Taken together, these two factors will create “a perfect storm” in Germany when pricing snaps back and yields revert to the mean, observes Jiwa.

Pension fund pain

Given market consensus that values have further to fall in Germany, there will be an outsized impact on institutional investors with direct real estate holdings in the country.

Paul Jackson, managing partner at San Francisco- and London-based Accord Group, a capital advisory firm that opened an office in Munich last year, points out that pension funds in Germany are not only substantially domestically focused, but also have considerable allocations to real estate.

Indeed, PERE data shows that institutional investors based in Germany have the second-highest average current allocation to real estate out of the region’s largest markets, at 16.7 percent. The average for Europe’s seven largest real estate markets stands at 11.3 percent.

“A lot of the German institutions have quite mature investment programs, which means interest rate rises will have affected them significantly,” says Jackson.

“In some other parts of Europe more early-stage pension investment strategies are probably not as badly impacted as those in mature markets, such as Germany, which have been particularly active in the real estate space.”

Such institutions are more likely to be forced to sell for liquidity reasons, adds Jackson. “They’re selling out of quality assets first, unsurprisingly, given those stronger assets are the most liquid.”
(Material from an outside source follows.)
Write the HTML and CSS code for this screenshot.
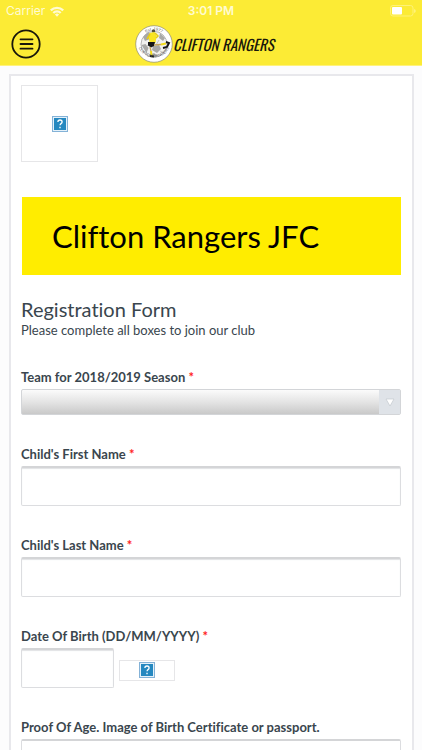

Looking forward, Pötsch says she would not be surprised if the level of distress in Germany increases over the next couple of months, citing an increase in the number of developers filing for administration or insolvency in recent weeks. “This will potentially spur more investment activity. But there, of course, the banks play a big role,” she says. “Quite a lot of lenders will now come to the table, so that will impact how these situations will be resolved.”